"GOT", but the "O" is a cute, smiling pufferfish. Index | Thread | Search

From:
Stefan Sperling <stsp@stsp.name>
Subject:
Re: gotwebd crash
To:
Omar Polo <op@omarpolo.com>
Cc:
gameoftrees@openbsd.org
Date:
Sun, 26 Nov 2023 13:32:46 +0100

Download raw body.

Thread
On Sat, Nov 25, 2023 at 11:16:14PM +0100, Omar Polo wrote:
> On 2023/11/25 21:39:16 +0100, Stefan Sperling <stsp@stsp.name> wrote:
> > It looks like the problem is a call to refresh_packidx_paths() within
> > functions called while looping over repo->pathidx_paths:
> > 
> >  got_object_get_type() -> got_object_open() -> got_object_open_packed() ->
> >  got_repo_search_packidx() -> refresh_packidx_paths()
> > 
> > The patch below should fix it. This is a quick fix just for this code path.
> > Other places looping over this list don't seem to be doing anything dangerous.
> > This could be improved upon later but I think it is good enough for now.
> > 
> > ok?
> 
> ok op@ as a quick measure.

Here is an alternative fix, with two improvements:

We can use the 'objects/pack' directory timestamp as a state flag.

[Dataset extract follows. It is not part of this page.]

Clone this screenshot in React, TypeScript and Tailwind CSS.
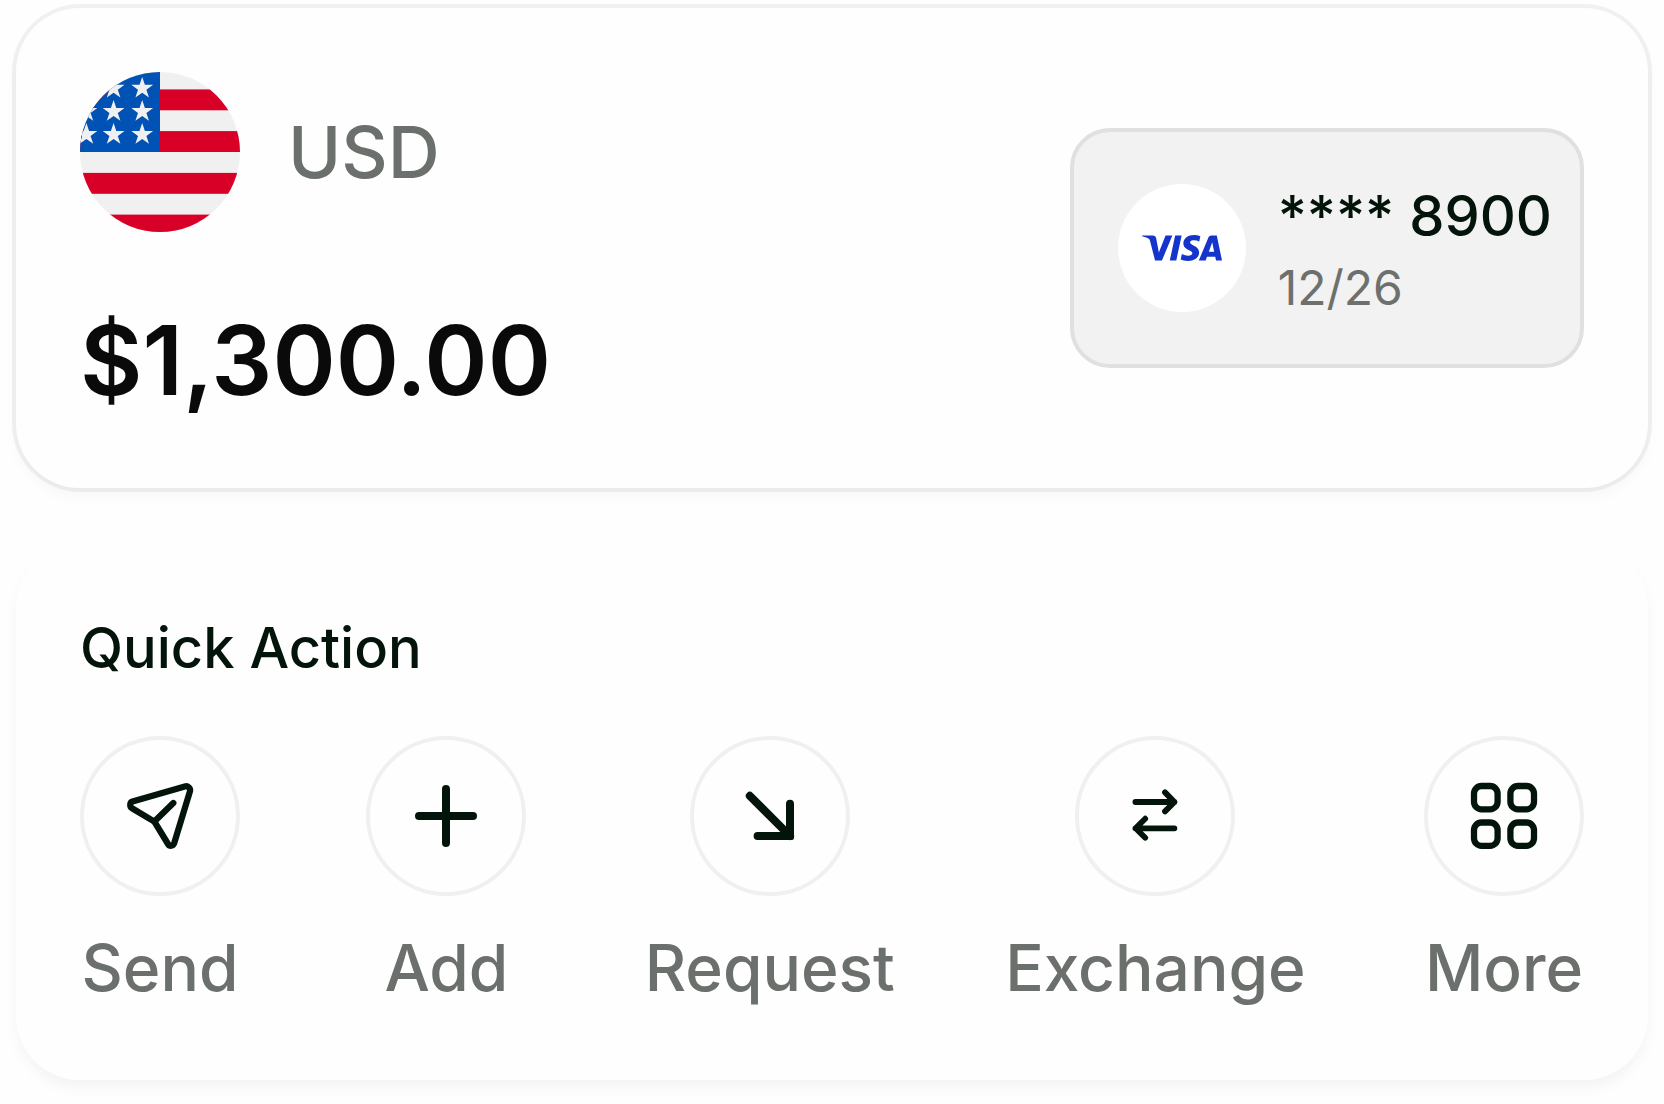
import React from 'react';
import { SiVisa } from 'react-icons/si';

const starPoints = '0,-11.4 2.7,-3.5 10.9,-3.5 4.2,1.4 6.8,9.2 0,4.4 -6.8,9.2 -4.2,1.4 -10.9,-3.5 -2.7,-3.5';

const UsFlag: React.FC = () => (
  <svg viewBox="0 0 160 160" className="size-40 shrink-0" role="img" aria-label="United States">
    <defs>
      <clipPath id="flag-circle">
        <circle cx="80" cy="80" r="80" />
      </clipPath>
    </defs>
    <g clipPath="url(#flag-circle)">
      <rect width="160" height="160" fill="#f0f0f0" />
      {[17.4, 59.1, 100.9, 142.6].map((y) => (
        <rect key={y} y={y} width="160" height="20.9" fill="#d80027" />
      ))}
      <rect width="80" height="80" fill="#0052b4" />
      {[16.3, 39.5, 62.5].map((y) =>
        [6.4, 33.6, 62.2].map((x) => (
          <polygon key={`${x}-${y}`} points={starPoints} transform={`translate(${x} ${y})`} fill="#f0f0f0" />
        ))
      )}
    </g>
  </svg>
);

type IconProps = { strokeWidth: number; children: React.ReactNode };

const ActionIcon: React.FC<IconProps> = ({ strokeWidth, children }) => (
  <svg
    viewBox="0 0 80 80"
    className="size-20"
    fill="none"
    stroke="currentColor"
    strokeWidth={strokeWidth}
    strokeLinecap="round"
    strokeLinejoin="round"
    aria-hidden="true"
  >
    {children}
  </svg>
);

const actions = [
  {
    label: 'Send',
    icon: (
      <ActionIcon strokeWidth={6.3}>
        <path d="M12.5 25.6 64.8 10.4C68 9.5 70.8 12.3 69.9 15.5L54.2 67.2C53.3 70.2 49.6 70.6 48 68L34.4 45.6 12 32.2C9.5 30.6 9.7 26.5 12.5 25.6Z" />
        <path d="M34.4 45.6 53.3 27" />
      </ActionIcon>
    ),
  },
  {
    label: 'Add',
    icon: (
      <ActionIcon strokeWidth={8}>
        <path d="M40 13V67M13 40H67" />
      </ActionIcon>
    ),
  },
  {
    label: 'Request',
    icon: (
      <ActionIcon strokeWidth={8}>
        <path d="M19.8 19.8 60 60M60 27.8V60H27.6" />
        <path d="M55 55H61.5V61.5H55Z" strokeWidth={5} fill="currentColor" />
      </ActionIcon>
    ),
  },
  {
    label: 'Exchange',
    icon: (
      <ActionIcon strokeWidth={5.8}>
        <path d="M20.4 26H59.4M50 16.4 59.4 26 50 35.4" />
        <path d="M59.4 52.3H20.4M30.2 42.7 20.6 52.3 30.2 61.7" />
      </ActionIcon>
    ),
  },
  {
    label: 'More',
    icon: (
      <ActionIcon strokeWidth={6.3}>
        <rect x="10" y="10" width="23.6" height="23.3" rx="7.5" />
        <rect x="46.4" y="10" width="23.6" height="23.3" rx="7.5" />
        <rect x="10" y="46.5" width="23.6" height="23.3" rx="7.5" />
        <rect x="46.4" y="46.5" width="23.6" height="23.3" rx="7.5" />
      </ActionIcon>
    ),
  },
];

const BalanceCard: React.FC = () => (
  <section className="flex items-center justify-between rounded-[64px] bg-[#fefefe] p-16 shadow-[0_0_0_4px_rgba(8,8,20,0.05),0_8px_16px_rgba(0,0,0,0.03)]">
    <div className="flex flex-col gap-16">
      <div className="flex items-center gap-12">
        <UsFlag />
        <span className="text-7xl font-medium text-[#6b706c]">USD</span>
      </div>
      <p className="text-8xl leading-[128px] font-semibold text-[#0a0a0a]">$1,300.00</p>
    </div>

    {/* Linked card */}
    <div className="flex h-60 items-center gap-8 rounded-[40px] border-4 border-[#e0e0e0] bg-[#f2f2f2] pr-7 pl-11">
      <div className="flex size-32 shrink-0 items-center justify-center rounded-full bg-white text-[#1434cb]">
        <SiVisa size={80} title="Visa" />
      </div>
      <div className="whitespace-nowrap">
        <p className="text-[56px] leading-[80px] font-medium text-[#03140a]">**** 8900</p>
        <p className="text-5xl leading-[64px] text-[#6e706e]">12/26</p>
      </div>
    </div>
  </section>
);

const QuickActions: React.FC = () => (
  <section className="rounded-[64px] bg-[#fefefe] p-16 shadow-[0_8px_16px_-2px_rgba(0,0,0,0.05)]">
    <h2 className="text-[56px] leading-[80px] font-medium text-[#03140a]">Quick Action</h2>
    <div className="mt-12 flex justify-between">
      {actions.map((action) => (
        <button key={action.label} type="button" className="flex min-w-40 cursor-pointer flex-col items-center gap-6">
          <span className="flex size-40 items-center justify-center rounded-full border-4 border-[#f0f0f0] text-[#03140a]">
            {action.icon}
          </span>
          <span className="-mx-2 text-[64px] leading-[96px] font-medium text-[#6b706c]">{action.label}</span>
        </button>
      ))}
    </div>
  </section>
);

export default function App() {
  return (
    <main className="flex min-h-screen flex-col gap-14 bg-[#fefefe] px-4 py-2 font-['Inter',sans-serif]">
      <BalanceCard />
      <QuickActions />
    </main>
  );
}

We should retry the entire loop if pack files have changed. Otherwise
we might end up trying to open up a pack file which has been deleted,
or we might miss a new pack file which has been added.
I've set an arbitrary limit on the number of retries to avoid endless
looping caused by constant concurrent modifications.

diff /home/stsp/src/got
commit - 2bde3e78a5bd6619af838df19eec530e23783c0b
path + /home/stsp/src/got
blob - b3b8dfbf8803c64c39fe81209b84b6fa8fd4d79a
file + lib/repository.c
--- lib/repository.c
+++ lib/repository.c
@@ -1769,6 +1769,9 @@ match_packed_object(struct got_object_id **unique_id,
 	const struct got_error *err = NULL;
 	struct got_object_id_queue matched_ids;
 	struct got_pathlist_entry *pe;
+	struct timespec tv;
+	int retries = 0;
+	const int max_retries = 10;
 
 	STAILQ_INIT(&matched_ids);
 
@@ -1776,11 +1779,42 @@ match_packed_object(struct got_object_id **unique_id,
 	if (err)
 		return err;
 
+	/*
+	 * Opening objects while iterating over the pack-index path
+	 * list is racy. If the set of pack files in the repository
+	 * changes during loop iteration, refresh_packidx_paths() will
+	 * be called again, via got_object_get_type(), invalidating
+	 * the packidx_paths list we are iterating over.
+	 * To work around this we keep track of the current modification
+	 * time and retry the entire loop if it changes.
+	 */
+retry:
+	tv.tv_sec = repo->pack_path_mtime.tv_sec;
+	tv.tv_nsec = repo->pack_path_mtime.tv_nsec;
+
 	TAILQ_FOREACH(pe, &repo->packidx_paths, entry) {
-		const char *path_packidx = pe->path;
+		const char *path_packidx;
 		struct got_packidx *packidx;
 		struct got_object_qid *qid;
 
+		/*
+		 * If the modification time of the 'objects/pack' directory
+		 * has changed then 'pe' could now be an invalid pointer.
+		 */
+		if (tv.tv_sec != repo->pack_path_mtime.tv_sec ||
+		    tv.tv_nsec != repo->pack_path_mtime.tv_nsec) {
+			if (++retries > max_retries) {
+				err = got_error_msg(GOT_ERR_TIMEOUT,
+				    "too many concurrent pack file "
+				    "modifications");
+				goto done;
+			}
+			got_object_id_queue_free(&matched_ids);
+			goto retry;
+		}
+
+		path_packidx = pe->path;
+
 		err = got_packidx_open(&packidx, got_repo_get_fd(repo),
 		    path_packidx, 0);
 		if (err)